AU Elder in Residence Maria Campbell said the first circle in the garden represents the children, “They represent our future.” The second circle represents grandparents, she added. “They represent our past. They carry all of our knowledge and our teachings. Those are the 2 we should really honour and take care of.”

To help celebrate its opening, attendees, including local children, placed stones to mark the garden’s perimeter and to make an offering to the Creator. The stones represent the Rock People, “our oldest ancestors,” who will surround the garden and protect it for us.

“The stones are really special because they heal us, they’ve provided us with tools, they doctor us, they have the oldest stories,” Campbell explained.

“The stones are really special because they heal us, they’ve provided us with tools, they doctor us, they have the oldest stories.”

– Maria Campbell, Elder in Residence

Bull’s nephew, Gary, called his aunt’s academic career an inspiration for the family to “follow in those footsteps to go into university.” He recalled fondly working with her on weekends at Morley First Nation for the 1999 International Institute on Peace Education, which Bull helped host.

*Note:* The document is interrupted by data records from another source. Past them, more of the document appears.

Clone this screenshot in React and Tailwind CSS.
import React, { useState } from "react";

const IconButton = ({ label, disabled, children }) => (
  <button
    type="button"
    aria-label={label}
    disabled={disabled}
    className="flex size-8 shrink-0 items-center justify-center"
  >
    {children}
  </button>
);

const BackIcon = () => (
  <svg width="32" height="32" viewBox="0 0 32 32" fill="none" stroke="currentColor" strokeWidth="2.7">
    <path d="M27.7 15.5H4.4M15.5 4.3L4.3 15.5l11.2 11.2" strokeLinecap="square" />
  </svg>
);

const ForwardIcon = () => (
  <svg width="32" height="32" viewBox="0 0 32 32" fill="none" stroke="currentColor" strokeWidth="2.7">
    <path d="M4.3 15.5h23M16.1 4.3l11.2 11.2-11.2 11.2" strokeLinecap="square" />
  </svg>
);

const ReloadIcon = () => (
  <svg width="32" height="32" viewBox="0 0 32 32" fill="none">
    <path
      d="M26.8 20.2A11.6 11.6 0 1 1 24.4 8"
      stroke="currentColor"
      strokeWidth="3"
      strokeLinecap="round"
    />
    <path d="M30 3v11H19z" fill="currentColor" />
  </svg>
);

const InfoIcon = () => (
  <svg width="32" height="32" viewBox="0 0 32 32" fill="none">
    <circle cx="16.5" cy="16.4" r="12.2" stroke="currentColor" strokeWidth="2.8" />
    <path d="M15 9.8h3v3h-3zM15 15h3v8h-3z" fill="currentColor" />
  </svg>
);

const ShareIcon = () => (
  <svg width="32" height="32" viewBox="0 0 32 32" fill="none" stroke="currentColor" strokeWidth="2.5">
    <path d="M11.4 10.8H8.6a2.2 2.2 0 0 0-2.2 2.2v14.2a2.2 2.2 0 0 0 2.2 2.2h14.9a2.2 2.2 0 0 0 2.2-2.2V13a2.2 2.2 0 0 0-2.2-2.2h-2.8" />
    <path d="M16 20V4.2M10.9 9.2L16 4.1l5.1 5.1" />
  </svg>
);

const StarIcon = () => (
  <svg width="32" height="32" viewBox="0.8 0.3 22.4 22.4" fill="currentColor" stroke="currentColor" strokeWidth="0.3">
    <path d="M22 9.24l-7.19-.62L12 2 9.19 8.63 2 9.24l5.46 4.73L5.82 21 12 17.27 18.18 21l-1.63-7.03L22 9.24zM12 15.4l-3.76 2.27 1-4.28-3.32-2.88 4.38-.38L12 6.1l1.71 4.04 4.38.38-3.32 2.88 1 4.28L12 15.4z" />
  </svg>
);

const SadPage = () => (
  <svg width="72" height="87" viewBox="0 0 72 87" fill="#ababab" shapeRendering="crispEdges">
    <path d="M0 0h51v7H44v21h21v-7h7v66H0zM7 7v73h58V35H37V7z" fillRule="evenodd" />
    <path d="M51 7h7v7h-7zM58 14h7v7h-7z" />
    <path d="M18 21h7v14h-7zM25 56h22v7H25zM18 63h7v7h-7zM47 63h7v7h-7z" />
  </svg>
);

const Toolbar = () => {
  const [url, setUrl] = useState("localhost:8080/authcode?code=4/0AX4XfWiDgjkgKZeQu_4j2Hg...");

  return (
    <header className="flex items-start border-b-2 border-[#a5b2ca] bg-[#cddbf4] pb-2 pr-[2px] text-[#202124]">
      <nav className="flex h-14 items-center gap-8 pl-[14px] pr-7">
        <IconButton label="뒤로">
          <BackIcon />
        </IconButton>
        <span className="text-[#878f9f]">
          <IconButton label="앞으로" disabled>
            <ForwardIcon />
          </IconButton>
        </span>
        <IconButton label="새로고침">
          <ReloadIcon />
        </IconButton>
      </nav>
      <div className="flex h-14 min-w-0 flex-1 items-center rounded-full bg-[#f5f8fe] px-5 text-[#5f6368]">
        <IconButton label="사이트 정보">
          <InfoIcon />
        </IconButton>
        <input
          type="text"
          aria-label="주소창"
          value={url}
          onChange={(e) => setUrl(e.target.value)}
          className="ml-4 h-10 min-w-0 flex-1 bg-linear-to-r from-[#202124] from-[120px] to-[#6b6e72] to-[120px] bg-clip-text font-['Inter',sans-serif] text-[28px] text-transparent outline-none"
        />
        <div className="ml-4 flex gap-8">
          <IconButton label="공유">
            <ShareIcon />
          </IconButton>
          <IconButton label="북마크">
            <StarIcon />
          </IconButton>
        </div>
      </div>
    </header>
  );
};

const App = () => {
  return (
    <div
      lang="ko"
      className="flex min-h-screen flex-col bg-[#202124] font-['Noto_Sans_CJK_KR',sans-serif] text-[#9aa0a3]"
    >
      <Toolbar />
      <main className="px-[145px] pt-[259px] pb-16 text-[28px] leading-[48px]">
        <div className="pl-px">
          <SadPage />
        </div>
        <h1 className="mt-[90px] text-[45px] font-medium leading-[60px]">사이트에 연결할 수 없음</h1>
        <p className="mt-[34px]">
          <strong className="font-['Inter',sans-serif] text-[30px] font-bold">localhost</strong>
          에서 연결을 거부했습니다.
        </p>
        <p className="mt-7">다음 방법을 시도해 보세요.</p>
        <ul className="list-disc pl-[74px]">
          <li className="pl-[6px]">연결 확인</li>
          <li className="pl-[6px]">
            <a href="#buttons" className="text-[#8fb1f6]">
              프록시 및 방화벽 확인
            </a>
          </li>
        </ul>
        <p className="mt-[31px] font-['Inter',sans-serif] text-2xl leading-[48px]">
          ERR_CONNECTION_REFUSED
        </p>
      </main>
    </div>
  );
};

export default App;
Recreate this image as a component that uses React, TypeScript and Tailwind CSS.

He also credited her work for bringing light to hidden truths of the residential school system in the Edmonton and St. Paul areas.

“A lot of the truths were hidden, and they were hidden behind a wall that most of us as Native people put up, in terms of the way we dealt with our emotions and all those kinds of things that go along with your trauma,” Gary said. “As she brought those traumas to the forefront, when it came to the residential schools, she brought that to light. And I think in a roundabout way, it was teaching us to face those fears, to face those demons that haunted us throughout our own academics, to our own school years. It takes a strong voice to do that.”

man viewing artwork

Bertha Clark-Jones O.C. Art Gallery

The Bertha Clark-Jones O.C. Art Gallery is located just outside the Nukskahtowin ceremonial room. The first exhibit in the space features an installation by Terry Lusty, a Métis Elder, artist, journalist, and AU honorary doctorate recipient. The exhibit features photographs Lusty took throughout hearings for the Truth and Reconciliation Commission of Canada, along with the federal government’s official apology.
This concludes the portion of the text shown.